Dumas nous attend dans le fond d'un joli café qu'il fréquente régulièrement, debout pour être bien certain qu'on ne le rate pas. Le chanteur est de bonne humeur et un peu fébrile, mais lorsque le photographe lui demande de poser, le temps s'arrête.

« J'aime ça, faire des photos, dit-il. Mon esprit s'en va ailleurs, ça me rend zen. » « Ça paraît quand les gens sont bien, ils sont toujours plus faciles à photographier », répond Marco, le perspicace photographe.

C'est vrai, Steve Dumas va bien. À 38 ans et après 20 ans de carrière, nouvellement sobre, le chanteur né à Victoriaville lance un nouveau disque, Nos idéaux, dans lequel il revient sur son passé. Celui de la vedette pop qu'il a été, à l'époque du « grand vertige » (la chanson Vertigo), mais aussi des questionnements qui ont suivi (À l'est d'Éden).

« J'ai vécu une vingtaine intense, dit celui qui a marqué la musique pop québécoise avec les albums Le cours des jours, en 2003, et Fixer le temps, en 2006. J'ai eu de grands succès, j'ai fait une série de 25 shows au National, j'ai fait la première partie de Bashung.

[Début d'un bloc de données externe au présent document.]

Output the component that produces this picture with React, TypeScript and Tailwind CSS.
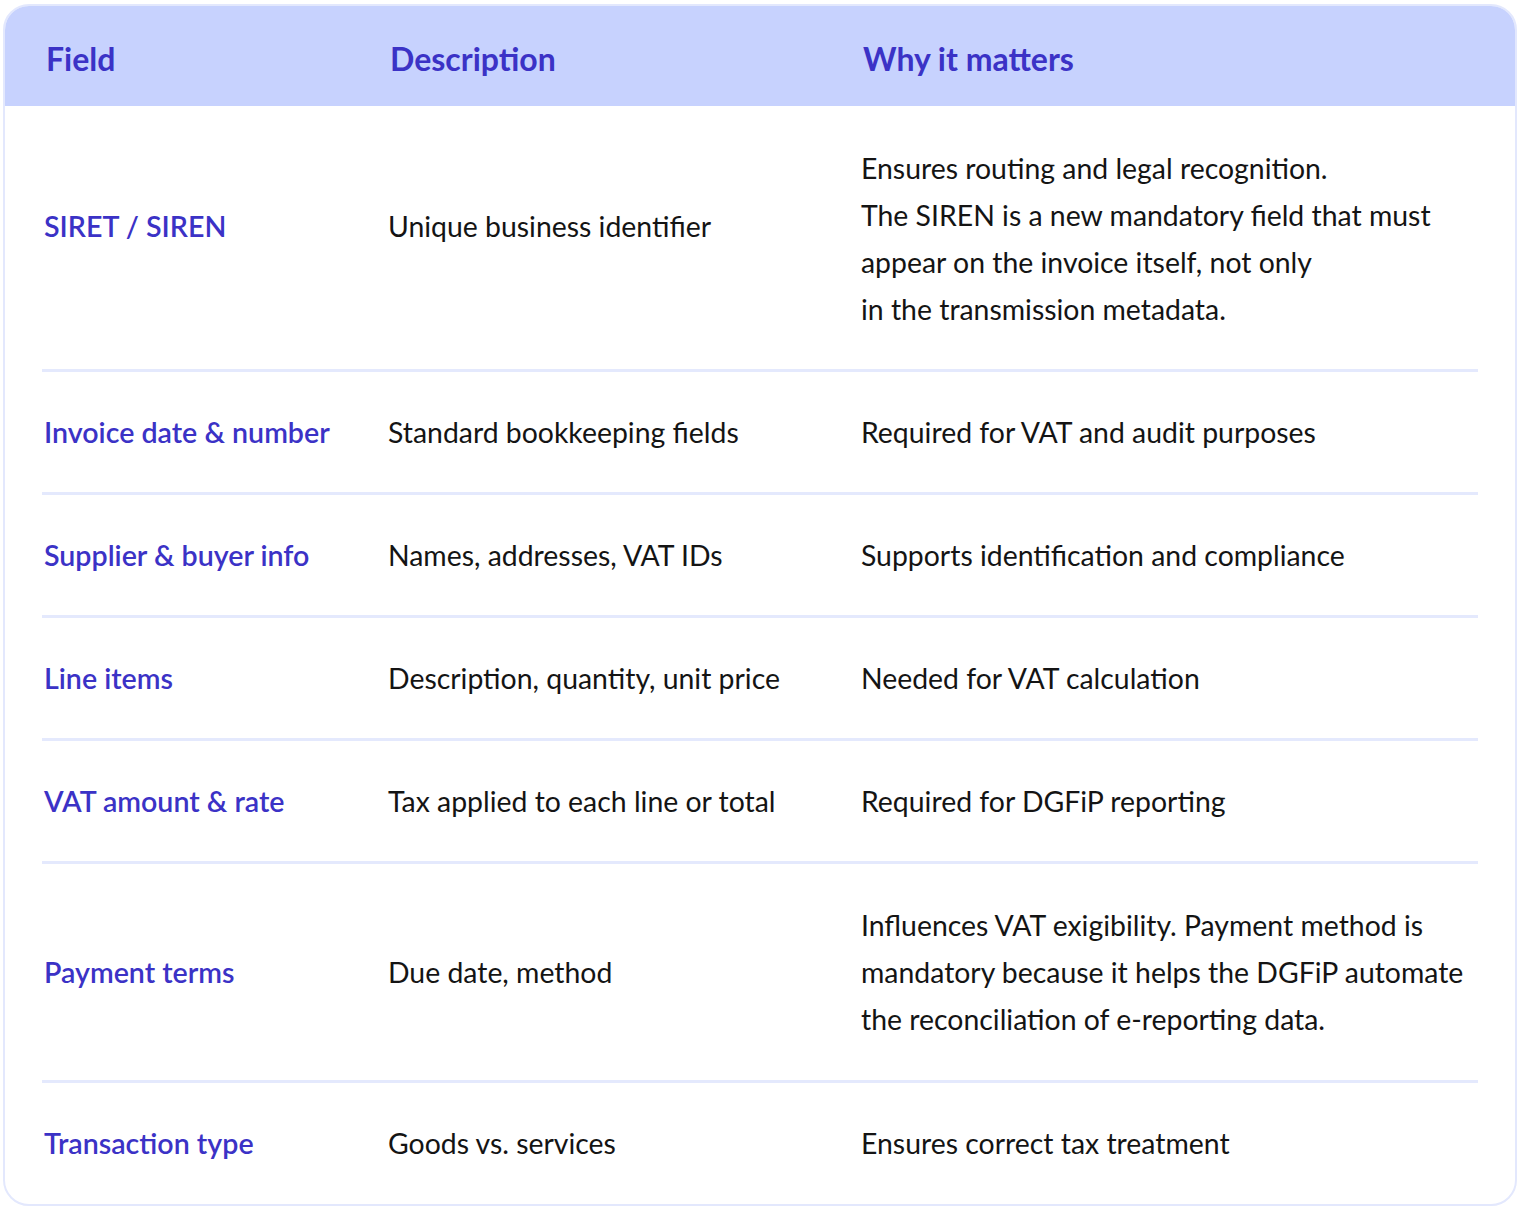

J'ai réalisé beaucoup de rêves. »

Mais sa trentaine a été plus ardue. Quand on écoute les textes qu'il a coécrits avec l'auteur Jonathan Harnois, pas besoin de lire entre les lignes pour comprendre que Dumas est passé à travers une période difficile.

« Je n'étais pas nécessairement sur mon X. J'avais l'impression de faire du temps dans une zone un peu floue. »

Dumas n'est pas nostalgique, mais il a senti le besoin de se rappeler le gars qu'il était à 18 ans, à l'époque où il a gagné au Festival de la chanson de Granby. « Celui qui avait un amour de la chanson francophone et qui voulait faire de la musique inspirée de ses influences. »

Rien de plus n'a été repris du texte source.